DESCRIPTION OF THE TASK
State how many lines of the data contain the word "code", and write nothing besides the number.
━━━━━ RECORDS FOR THIS TASK ━━━━━
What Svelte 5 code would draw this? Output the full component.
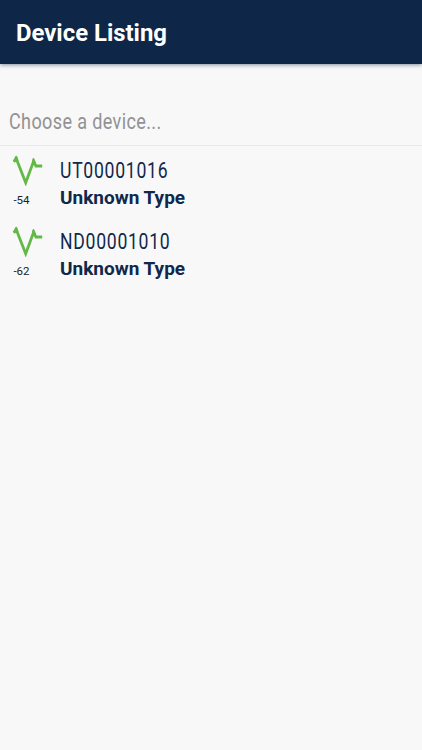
<script>
  const devices = [
    { name: 'UT00001016', type: 'Unknown Type', signal: -54 },
    { name: 'ND00001010', type: 'Unknown Type', signal: -62 }
  ];
</script>

<main>
  <header><h1>Device Listing</h1></header>
  <p class="prompt"><span>Choose a device...</span></p>
  <ul>
    {#each devices as device}
      <li>
        <div class="signal">
          <svg viewBox="0 0 32 32" width="32" height="32" aria-hidden="true">
            <path d="M1.7 7.7L4.4 5L13.7 28.7L21.5 7.5L24 12H30.2" />
            <path class="tips" d="M1 7L3.3 2.2Q4.5 1 5.4 3L6.5 6.5L4 8ZM20 6.5L20.7 4.5Q21.8 3.4 22.5 5L24 9L22 10Z" />
          </svg>
          <small>{device.signal}</small>
        </div>
        <div class="info">
          <span class="name">{device.name}</span>
          <strong>{device.type}</strong>
        </div>
      </li>
    {/each}
  </ul>
</main>

<style>
  :global(body) { margin: 0; background: #f8f8f8; }
  main {
    height: 750px;
    overflow: hidden;
    background: #f8f8f8;
    color: #10284b;
    font-family: Roboto, sans-serif;
  }
  header {
    height: 64px;
    box-sizing: border-box;
    padding: 1px 0 0 16px;
    display: flex;
    align-items: center;
    background: #0e2748;
    box-shadow: 0 1px 4px rgba(14, 39, 72, 0.5);
  }
  h1 { margin: 0; color: #fff; font-size: 23.9px; line-height: 28px; font-weight: 700; }
  .prompt {
    margin: 0;
    height: 82px;
    box-sizing: border-box;
    padding: 45px 0 0 9px;
    border-bottom: 1px solid #e9e9e9;
    color: #929292;
    font-size: 22px;
    line-height: 26px;
  }
  .prompt span, .name { display: block; transform-origin: left; white-space: nowrap; }
  .prompt span { transform: scaleX(0.82); letter-spacing: 0.45px; }
  ul { list-style: none; margin: 0; padding: 0; }
  li { height: 71px; display: flex; }
  .signal { width: 60px; padding: 8px 0 0 12px; box-sizing: border-box; }
  svg { display: block; fill: none; stroke: #62b946; stroke-width: 2.8; stroke-linejoin: miter; }
  .tips { fill: #62b946; stroke: none; }
  small { display: block; margin: 7px 0 0 1.4px; color: #222; font-size: 11.5px; line-height: 15px; }
  .info { padding-top: 11px; }
  .name { font-size: 22px; line-height: 27px; transform: scaleX(0.8); letter-spacing: 0.9px; }
  strong { display: block; font-size: 19px; line-height: 27px; }
</style>
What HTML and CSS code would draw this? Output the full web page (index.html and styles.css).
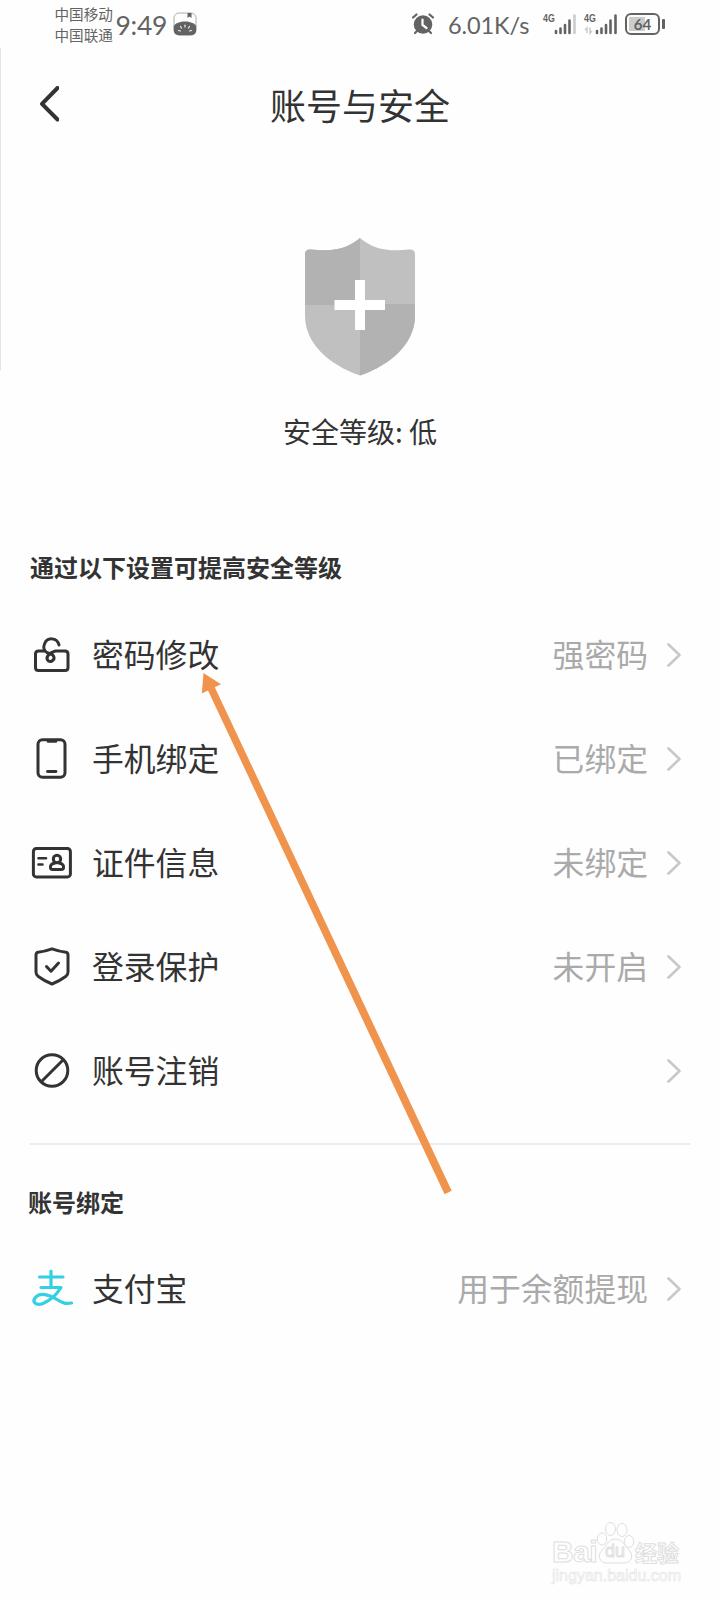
FILE: index.html
```html
<!DOCTYPE html>
<html lang="zh-CN">
<head>
<meta charset="utf-8">
<title>账号与安全</title>
<link rel="stylesheet" href="styles.css">
</head>
<body>
<div class="page">
  <div class="status">
    <div class="carriers"><span>中国移动</span><span>中国联通</span></div>
    <span class="clock">9:49</span>
    <svg class="app-badge" width="24" height="24" viewBox="0 0 24 24">
      <rect x="1" y="1" width="22" height="22" rx="5" fill="#fefefe" stroke="#999" stroke-width=".8"/>
      <path d="M.8 14C4 8 20 8 23.200 14V18Q23.200 23.200 18 23.200H6Q.8 23.200 .8 18Z" fill="#636363"/>
      <path d="M14.500 1H18.500V6L16.500 4.500 14.500 6Z" fill="#636363"/>
      <path d="M12 13v2M7.500 14.500l1 1.500M16.500 14.500l-1 1.500M5.500 18.500l2 .5M18.500 18.500l-2 .5" stroke="#eee" stroke-width="1.200" stroke-linecap="round"/>
    </svg>
    <span class="grow"></span>
    <svg class="alarm" width="24" height="24" viewBox="0 0 24 24">
      <circle cx="12" cy="12.500" r="9.300" fill="#636363"/>
      <path d="M2 5.500L5.500 2.500M22 5.500L18.500 2.500M6 19L4 21M18 19L20 21" stroke="#636363" stroke-width="2.200" stroke-linecap="round"/>
      <path d="M11.500 7.500V13L15.500 16" fill="none" stroke="#fefefe" stroke-width="2.200" stroke-linecap="round"/>
    </svg>
    <span class="speed">6.01K/s</span>
    <div class="signal">
      <span class="net">4G</span>
      <svg width="33" height="24" viewBox="0 0 33 24"><path d="M13 19v2M17.500 16.500V21M22 13V21M26.500 8.500V21" stroke="#636363" stroke-width="2.600" stroke-linecap="round"/><path d="M31.500 3.500V21" stroke="#ccc" stroke-width="2.600" stroke-linecap="round"/></svg>
    </div>
    <div class="signal second">
      <span class="net">4G</span>
      <svg width="33" height="24" viewBox="0 0 33 24"><path d="M13 19v2M17.500 16.500V21M22 13V21M26.500 8.500V21M31.500 3.500V21" stroke="#636363" stroke-width="2.600" stroke-linecap="round"/><path d="M3 21V16L1 18M6 15.500V21L8 19" fill="none" stroke="#ccc" stroke-width="1.600"/></svg>
    </div>
    <div class="battery"><span>64</span></div>
    <i class="battery-tip"></i>
  </div>

  <header class="header">
    <svg class="back" width="20" height="36" viewBox="0 0 20 36"><path d="M18.500 2L3 17.800 18.500 33.500" fill="none" stroke="#333" stroke-width="4" stroke-linecap="round" stroke-linejoin="round"/></svg>
    <h1 class="title">账号与安全</h1>
  </header>

  <section class="level">
    <svg width="110" height="138" viewBox="0 0 110 138">
      <defs><clipPath id="shield"><path d="M55 0C68 11 83 14 104 11.500Q110 11 110 16V78C110 105 86 127 55 137.500 24 127 0 105 0 78V16Q0 11 6 11.500C27 14 42 11 55 0Z"/></clipPath></defs>
      <g clip-path="url(#shield)">
        <rect width="110" height="138" fill="#c0c0c0"/>
        <path d="M0 0H55V67H0ZM55 66H110V138H55Z" fill="#b2b2b2"/>
      </g>
      <path d="M50 42H60V62H80V72H60V92H50V72H29.500V62H50Z" fill="#fff"/>
    </svg>
    <p class="level-text">安全等级: 低</p>
  </section>

  <h2 class="heading">通过以下设置可提高安全等级</h2>
  <ul class="list">
    <li class="row">
      <svg class="icon" width="42" height="42" viewBox="0 0 42 42"><g fill="none" stroke="#333" stroke-width="3" stroke-linecap="round" stroke-linejoin="round"><path d="M13.500 17H7.500Q4.500 17 4.500 20V33.500Q4.500 36.500 7.500 36.500H34Q37 36.500 37 33.500V20Q37 17 34 17H24.500Q20 18 17.500 21C14 25 17.500 28.500 21 27 25 24.500 22.500 20 18.500 19.500 12.500 18 12 13.500 13.500 10 16 3 26 3 28 11"/></g></svg>
      <span class="label">密码修改</span><span class="value">强密码</span>
      <svg class="chev" width="15" height="24" viewBox="0 0 15 24"><path d="M1.500 1.500L12.500 12 1.500 22.500"/></svg>
    </li>
    <li class="row">
      <svg class="icon" width="42" height="42" viewBox="0 0 42 42"><g fill="none" stroke="#333" stroke-width="3" stroke-linecap="round"><rect x="7" y="1.800" width="27" height="37.500" rx="4.500"/><path d="M17 3.600H25" stroke-width="2.400"/><path d="M16.500 33.500H25" stroke-width="2.800"/></g></svg>
      <span class="label">手机绑定</span><span class="value">已绑定</span>
      <svg class="chev" width="15" height="24" viewBox="0 0 15 24"><path d="M1.500 1.500L12.500 12 1.500 22.500"/></svg>
    </li>
    <li class="row">
      <svg class="icon" width="42" height="42" viewBox="0 0 42 42"><g fill="none" stroke="#333" stroke-width="3" stroke-linecap="round" stroke-linejoin="round"><rect x="2.400" y="6.400" width="37" height="28.500" rx="3"/><path d="M7.500 16.200H15M7.500 22.500H11.500" stroke-width="2.600"/><circle cx="26" cy="17" r="3.700"/><path d="M24 21Q19 22 19.500 25.500 19.500 27.500 22 27.500H30Q32.500 27.500 32.500 25.500 33 22 28 21"/></g></svg>
      <span class="label">证件信息</span><span class="value">未绑定</span>
      <svg class="chev" width="15" height="24" viewBox="0 0 15 24"><path d="M1.500 1.500L12.500 12 1.500 22.500"/></svg>
    </li>
    <li class="row">
      <svg class="icon" width="42" height="42" viewBox="0 0 42 42"><g fill="none" stroke="#333" stroke-width="3" stroke-linecap="round" stroke-linejoin="round"><path d="M21 2.800Q28.500 5.500 35 6.200 37 6.600 37 9V26Q37 28.500 35 30.200 28.500 35 21 38 13.500 35 7 30.200 5 28.500 5 26V9Q5 6.600 7 6.200 13.500 5.500 21 2.800Z"/><path d="M15.500 20.500L20 25.200 27.500 17"/></g></svg>
      <span class="label">登录保护</span><span class="value">未开启</span>
      <svg class="chev" width="15" height="24" viewBox="0 0 15 24"><path d="M1.500 1.500L12.500 12 1.500 22.500"/></svg>
    </li>
    <li class="row">
      <svg class="icon" width="42" height="42" viewBox="0 0 42 42"><g fill="none" stroke="#333" stroke-width="3"><circle cx="21" cy="20.500" r="15.800"/><path d="M10.500 31.500L32 10"/></g></svg>
      <span class="label">账号注销</span><span class="value"></span>
      <svg class="chev" width="15" height="24" viewBox="0 0 15 24"><path d="M1.500 1.500L12.500 12 1.500 22.500"/></svg>
    </li>
  </ul>
  <hr class="divider">
  <h2 class="heading bind">账号绑定</h2>
  <ul class="list">
    <li class="row">
      <svg class="icon" width="42" height="42" viewBox="0 0 42 42"><g fill="none" stroke="#33cfe2" stroke-width="3.200" stroke-linecap="round" stroke-linejoin="round"><path d="M20 3V19M8.500 9H32M10 19.500H30C26 26 20 32 12 35.500 5 38 1 34 4 30 9 23.500 19 27 26 31.500 32 35.500 35 36 40.500 35"/></g></svg>
      <span class="label">支付宝</span><span class="value">用于余额提现</span>
      <svg class="chev" width="15" height="24" viewBox="0 0 15 24"><path d="M1.500 1.500L12.500 12 1.500 22.500"/></svg>
    </li>
  </ul>

  <i class="edge"></i>
  <svg class="pointer" width="720" height="1600" viewBox="0 0 720 1600"><path d="M203.500 673L221 684.200 214.800 687.200 451.700 1190.800 444.600 1194.200 208 690.500 201.800 693.500Z" fill="#f0944d"/></svg>

  <div class="watermark">
    <div class="brand">
      <span class="bai">Bai</span>
      <span class="paw">
        <svg width="40" height="44" viewBox="0 0 40 44"><g fill="#fefefe" stroke="#dedede" stroke-width="1"><ellipse cx="7" cy="18" rx="4.800" ry="6"/><ellipse cx="15.500" cy="8" rx="5" ry="6.500"/><ellipse cx="27" cy="9" rx="5" ry="6.500"/><ellipse cx="34" cy="20.500" rx="4.800" ry="6"/><path d="M20.500 18C27 18 29 24 34 29 39 34 37 42 29 42H12C3 42 3 33 7 29 12 24 14 18 20.500 18Z"/></g></svg>
        <span class="du">du</span>
      </span>
      <span class="jy">经验</span>
    </div>
    <div class="site">jingyan.baidu.com</div>
  </div>
</div>
</body>
</html>
```

FILE: styles.css
```css
* { box-sizing: border-box; }
body {
  margin: 0;
  background: #fefefe;
  color: #333;
  font-family: "Noto Sans CJK SC", sans-serif;
}
h1, h2, p, ul { margin: 0; padding: 0; font-weight: 400; }
ul { list-style: none; }
svg { display: block; flex: none; }
.page { position: relative; width: 720px; height: 1600px; overflow: hidden; }

.status { display: flex; height: 48px; padding: 0 55px 0 54.500px; color: #636363; }
.carriers { display: flex; flex-direction: column; width: 61px; padding-top: 3px; font-size: 14.600px; line-height: 21px; white-space: nowrap; }
.clock { width: 57px; font: 26.500px/48px Lato, sans-serif; padding-top: 1px; letter-spacing: -.3px; }
.app-badge { margin-top: 12px; }
.grow { flex: 1; }
.alarm { margin-top: 12px; }
.speed { width: 95px; margin-left: 13px; font: 23.500px/51px Lato, sans-serif; letter-spacing: -.1px; white-space: nowrap; }
.signal { position: relative; width: 33px; margin: 12px 8px 0 0; }
.signal.second { margin-right: 8px; }
.net { position: absolute; left: 0; top: 0; font: bold 11px/13px "Liberation Sans", sans-serif; transform: scaleX(.8); transform-origin: left; }
.battery { width: 35px; height: 22px; margin-top: 13px; border: 2px solid #636363; border-radius: 6px; padding: 0; background: linear-gradient(#ccc, #ccc) 2px 2px / 16px 14px no-repeat; }
.battery span { display: block; font: bold 15px/18px Lato, sans-serif; text-align: center; }
.battery-tip { width: 3px; height: 10px; margin: 19px 0 0 2px; border-radius: 1px; background: #636363; }

.header { display: grid; grid-template-columns: 90px 1fr 90px; align-items: center; height: 112px; }
.back { margin-left: 39px; }
.title { text-align: center; font-size: 36px; line-height: 50px; }

.level { display: flex; flex-direction: column; align-items: center; height: 378px; padding-top: 78px; }
.level-text { margin-top: 35px; font-size: 28px; line-height: 40px; }

.heading { height: 65px; padding: 11px 0 0 30px; font-size: 24px; line-height: 36px; font-weight: 700; }
.row { display: flex; align-items: center; height: 104px; padding: 0 38px 0 31px; }
.list { font-size: 31.800px; line-height: 44px; }
.label { margin-left: 19px; padding-bottom: 4px; }
.value { flex: 1; text-align: right; color: #aaa; margin-right: 19px; padding-bottom: 4px; }
.chev path { fill: none; stroke: #c8c8c8; stroke-width: 2.600; stroke-linecap: round; stroke-linejoin: round; }
.divider { height: 2px; margin: 20px 30px 0; border: 0; background: #ececec; }
.bind { height: 92px; padding: 39px 0 0 28px; }

.edge { position: absolute; left: 0; top: 48px; width: 1px; height: 322px; background: #e4e4e4; }
.pointer { position: absolute; left: 0; top: 0; pointer-events: none; }

.watermark { position: absolute; left: 552px; top: 1521px; width: 132px; font-family: "Liberation Sans", "Noto Sans CJK SC", sans-serif; font-weight: 700; color: #fefefe; -webkit-text-stroke: 1px #dedede; }
.brand { display: flex; align-items: flex-end; height: 44px; }
.bai { width: 43px; font-size: 30px; line-height: 32px; letter-spacing: -.5px; margin-bottom: -3px; }
.paw { position: relative; width: 40px; }
.du { position: absolute; left: 10px; top: 20px; font-size: 18px; line-height: 20px; font-weight: 400; }
.jy { font-size: 22px; line-height: 24px; white-space: nowrap; margin-bottom: -1px; }
.site { margin-top: 1px; font-size: 16px; line-height: 20px; font-weight: 400; -webkit-text-stroke: .6px #e4e4e4; white-space: nowrap; }
```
━━━━━
SOLUTION FOR THIS PROBLEM
2